### [Exercise description]
Each line of the listing must be transcribed exactly, except for the images, which should be excluded.

### [Source data]
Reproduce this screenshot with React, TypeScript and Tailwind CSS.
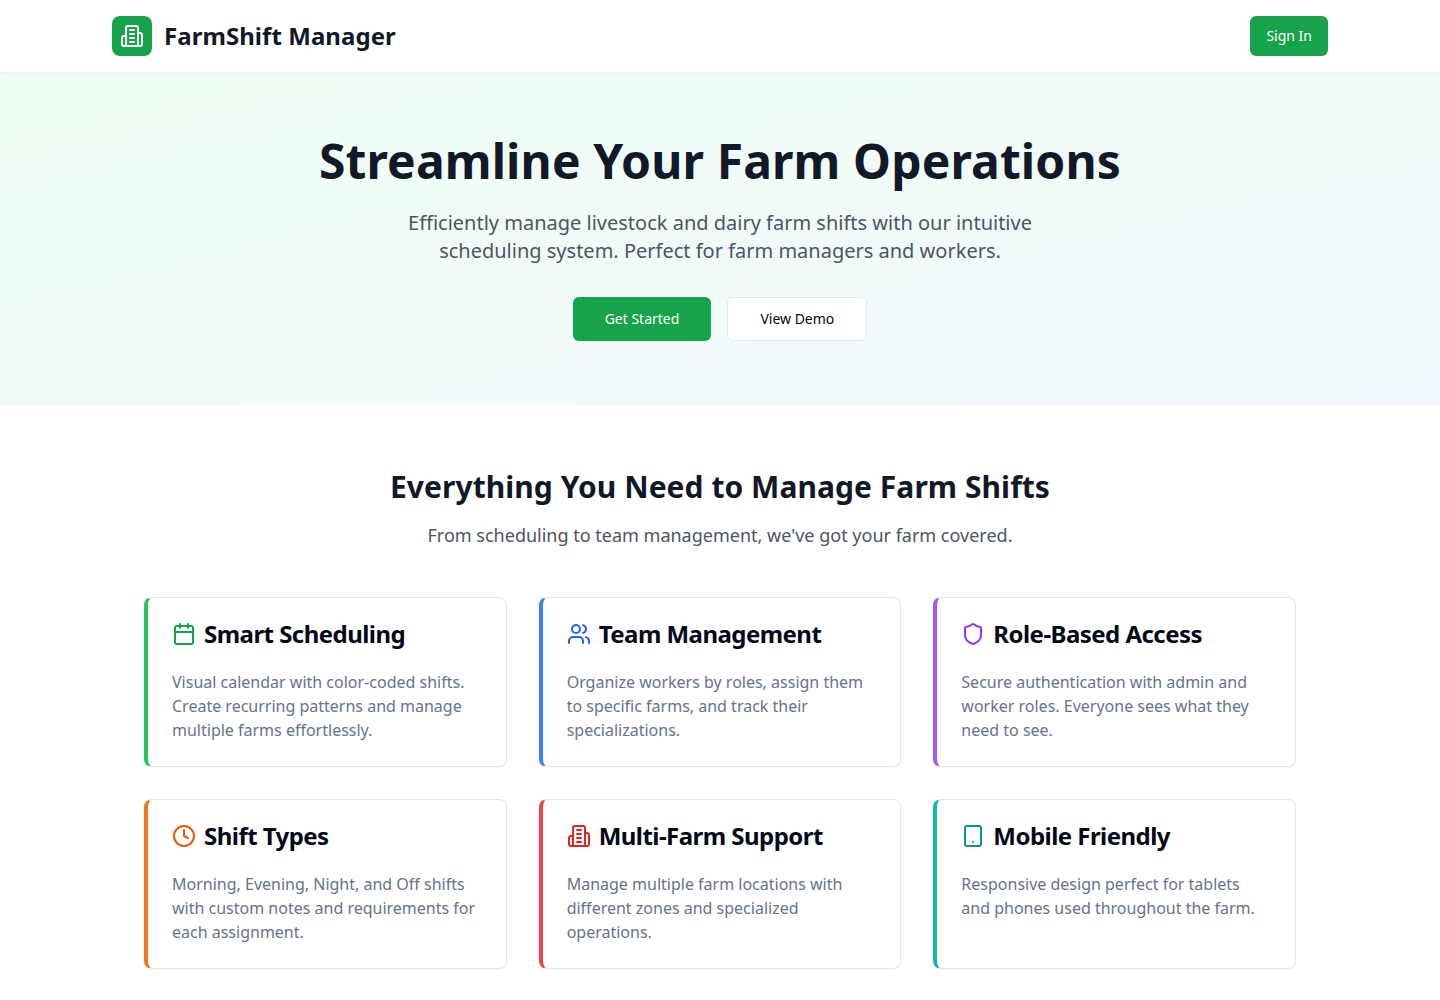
import { Calendar, Clock, Shield, Tablet, Users } from "lucide-react";
import type { ReactNode } from "react";

function FarmIcon({ className }: { className?: string }) {
  return (
    <svg
      viewBox="0 0 24 24"
      fill="none"
      stroke="currentColor"
      strokeWidth={2}
      strokeLinecap="round"
      strokeLinejoin="round"
      className={className}
    >
      <path d="M6 22V4a2 2 0 0 1 2-2h8a2 2 0 0 1 2 2v18Z" />
      <path d="M6 12H4a2 2 0 0 0-2 2v6a2 2 0 0 0 2 2h2" />
      <path d="M18 9h2a2 2 0 0 1 2 2v9a2 2 0 0 1-2 2h-2" />
      <path d="M10 6h4" />
      <path d="M10 10h4" />
      <path d="M10 14h4" />
      <path d="M10 18h4" />
    </svg>
  );
}

type Feature = {
  title: string;
  text: string;
  border: string;
  icon: ReactNode;
};

const features: Feature[] = [
  {
    title: "Smart Scheduling",
    text: "Visual calendar with color-coded shifts. Create recurring patterns and manage multiple farms effortlessly.",
    border: "border-l-[#22c55e]",
    icon: <Calendar className="h-6 w-6 text-[#16a34a]" />,
  },
  {
    title: "Team Management",
    text: "Organize workers by roles, assign them to specific farms, and track their specializations.",
    border: "border-l-[#3b82f6]",
    icon: <Users className="h-6 w-6 text-[#2563eb]" />,
  },
  {
    title: "Role-Based Access",
    text: "Secure authentication with admin and worker roles. Everyone sees what they need to see.",
    border: "border-l-[#a855f7]",
    icon: <Shield className="h-6 w-6 text-[#9333ea]" />,
  },
  {
    title: "Shift Types",
    text: "Morning, Evening, Night, and Off shifts with custom notes and requirements for each assignment.",
    border: "border-l-[#f97316]",
    icon: <Clock className="h-6 w-6 text-[#ea580c]" />,
  },
  {
    title: "Multi-Farm Support",
    text: "Manage multiple farm locations with different zones and specialized operations.",
    border: "border-l-[#ef4444]",
    icon: <FarmIcon className="h-6 w-6 text-[#dc2626]" />,
  },
  {
    title: "Mobile Friendly",
    text: "Responsive design perfect for tablets and phones used throughout the farm.",
    border: "border-l-[#14b8a6]",
    icon: <Tablet className="h-6 w-6 text-[#0d9488]" />,
  },
];

function FeatureCard({ feature }: { feature: Feature }) {
  return (
    <div
      className={`rounded-lg border border-l-4 border-[#e5e7eb] bg-white p-6 text-[#020817] shadow-[0_1px_2px_rgba(0,0,0,0.04)] ${feature.border}`}
    >
      <div className="mb-6 flex items-center gap-2">
        {feature.icon}
        <h3 className="text-2xl leading-none font-bold tracking-[-0.0225em]">{feature.title}</h3>
      </div>
      <p className="text-base text-[#64748b]">{feature.text}</p>
    </div>
  );
}

export default function App() {
  return (
    <div className="min-h-screen bg-white font-['Noto_Sans',sans-serif]">
      <header className="relative z-10 border-b border-[#f3f4f6] bg-white shadow-[0_1px_2px_rgba(0,0,0,0.05)]">
        <div className="mx-auto flex h-[72px] max-w-7xl items-center justify-between px-8">
          <div className="flex items-center gap-3">
            <div className="flex h-10 w-10 items-center justify-center rounded-lg bg-[#16a34a]">
              <FarmIcon className="h-6 w-6 text-white" />
            </div>
            <span className="text-2xl font-bold tracking-[0.0025em] text-[#111827]">FarmShift Manager</span>
          </div>
          <button className="h-10 rounded-md bg-[#16a34a] px-4 text-sm text-white">Sign In</button>
        </div>
      </header>

      <section className="bg-gradient-to-br from-[#f0fdf4] to-[#f0f9fd] py-16 text-center">
        <h1 className="mb-6 text-5xl leading-none font-bold tracking-[0.0025em] text-[#111827]">
          Streamline Your Farm Operations
        </h1>
        <p className="mx-auto mb-8 max-w-2xl text-xl text-[#4b5563]">
          Efficiently manage livestock and dairy farm shifts with our intuitive scheduling system. Perfect for farm
          managers and workers.
        </p>
        <div className="flex justify-center gap-4">
          <button className="h-11 rounded-md bg-[#16a34a] px-8 text-sm text-white">Get Started</button>
          <button className="h-11 rounded-md border border-[#e2e8f0] bg-white px-8 text-sm text-[#020817]">
            View Demo
          </button>
        </div>
      </section>

      <section className="py-16">
        <div className="mx-auto max-w-6xl">
          <div className="mb-12 text-center">
            <h2 className="mb-4 text-3xl font-bold tracking-[0.0016em] text-[#111827]">
              Everything You Need to Manage Farm Shifts
            </h2>
            <p className="text-lg text-[#4b5563]">From scheduling to team management, we've got your farm covered.</p>
          </div>
          <div className="grid grid-cols-3 gap-8">
            {features.map((feature) => (
              <FeatureCard key={feature.title} feature={feature} />
            ))}
          </div>
        </div>
      </section>
    </div>
  );
}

### [Correct response]
Reproduce this screenshot with React, TypeScript and Tailwind CSS.
import { Calendar, Clock, Shield, Tablet, Users } from "lucide-react";
import type { ReactNode } from "react";

function FarmIcon({ className }: { className?: string }) {
  return (
    <svg
      viewBox="0 0 24 24"
      fill="none"
      stroke="currentColor"
      strokeWidth={2}
      strokeLinecap="round"
      strokeLinejoin="round"
      className={className}
    >
      <path d="M6 22V4a2 2 0 0 1 2-2h8a2 2 0 0 1 2 2v18Z" />
      <path d="M6 12H4a2 2 0 0 0-2 2v6a2 2 0 0 0 2 2h2" />
      <path d="M18 9h2a2 2 0 0 1 2 2v9a2 2 0 0 1-2 2h-2" />
      <path d="M10 6h4" />
      <path d="M10 10h4" />
      <path d="M10 14h4" />
      <path d="M10 18h4" />
    </svg>
  );
}

type Feature = {
  title: string;
  text: string;
  border: string;
  icon: ReactNode;
};

const features: Feature[] = [
  {
    title: "Smart Scheduling",
    text: "Visual calendar with color-coded shifts. Create recurring patterns and manage multiple farms effortlessly.",
    border: "border-l-[#22c55e]",
    icon: <Calendar className="h-6 w-6 text-[#16a34a]" />,
  },
  {
    title: "Team Management",
    text: "Organize workers by roles, assign them to specific farms, and track their specializations.",
    border: "border-l-[#3b82f6]",
    icon: <Users className="h-6 w-6 text-[#2563eb]" />,
  },
  {
    title: "Role-Based Access",
    text: "Secure authentication with admin and worker roles. Everyone sees what they need to see.",
    border: "border-l-[#a855f7]",
    icon: <Shield className="h-6 w-6 text-[#9333ea]" />,
  },
  {
    title: "Shift Types",
    text: "Morning, Evening, Night, and Off shifts with custom notes and requirements for each assignment.",
    border: "border-l-[#f97316]",
    icon: <Clock className="h-6 w-6 text-[#ea580c]" />,
  },
  {
    title: "Multi-Farm Support",
    text: "Manage multiple farm locations with different zones and specialized operations.",
    border: "border-l-[#ef4444]",
    icon: <FarmIcon className="h-6 w-6 text-[#dc2626]" />,
  },
  {
    title: "Mobile Friendly",
    text: "Responsive design perfect for tablets and phones used throughout the farm.",
    border: "border-l-[#14b8a6]",
    icon: <Tablet className="h-6 w-6 text-[#0d9488]" />,
  },
];

function FeatureCard({ feature }: { feature: Feature }) {
  return (
    <div
      className={`rounded-lg border border-l-4 border-[#e5e7eb] bg-white p-6 text-[#020817] shadow-[0_1px_2px_rgba(0,0,0,0.04)] ${feature.border}`}
    >
      <div className="mb-6 flex items-center gap-2">
        {feature.icon}
        <h3 className="text-2xl leading-none font-bold tracking-[-0.0225em]">{feature.title}</h3>
      </div>
      <p className="text-base text-[#64748b]">{feature.text}</p>
    </div>
  );
}

export default function App() {
  return (
    <div className="min-h-screen bg-white font-['Noto_Sans',sans-serif]">
      <header className="relative z-10 border-b border-[#f3f4f6] bg-white shadow-[0_1px_2px_rgba(0,0,0,0.05)]">
        <div className="mx-auto flex h-[72px] max-w-7xl items-center justify-between px-8">
          <div className="flex items-center gap-3">
            <div className="flex h-10 w-10 items-center justify-center rounded-lg bg-[#16a34a]">
              <FarmIcon className="h-6 w-6 text-white" />
            </div>
            <span className="text-2xl font-bold tracking-[0.0025em] text-[#111827]">FarmShift Manager</span>
          </div>
          <button className="h-10 rounded-md bg-[#16a34a] px-4 text-sm text-white">Sign In</button>
        </div>
      </header>

      <section className="bg-gradient-to-br from-[#f0fdf4] to-[#f0f9fd] py-16 text-center">
        <h1 className="mb-6 text-5xl leading-none font-bold tracking-[0.0025em] text-[#111827]">
          Streamline Your Farm Operations
        </h1>
        <p className="mx-auto mb-8 max-w-2xl text-xl text-[#4b5563]">
          Efficiently manage livestock and dairy farm shifts with our intuitive scheduling system. Perfect for farm
          managers and workers.
        </p>
        <div className="flex justify-center gap-4">
          <button className="h-11 rounded-md bg-[#16a34a] px-8 text-sm text-white">Get Started</button>
          <button className="h-11 rounded-md border border-[#e2e8f0] bg-white px-8 text-sm text-[#020817]">
            View Demo
          </button>
        </div>
      </section>

      <section className="py-16">
        <div className="mx-auto max-w-6xl">
          <div className="mb-12 text-center">
            <h2 className="mb-4 text-3xl font-bold tracking-[0.0016em] text-[#111827]">
              Everything You Need to Manage Farm Shifts
            </h2>
            <p className="text-lg text-[#4b5563]">From scheduling to team management, we've got your farm covered.</p>
          </div>
          <div className="grid grid-cols-3 gap-8">
            {features.map((feature) => (
              <FeatureCard key={feature.title} feature={feature} />
            ))}
          </div>
        </div>
      </section>
    </div>
  );
}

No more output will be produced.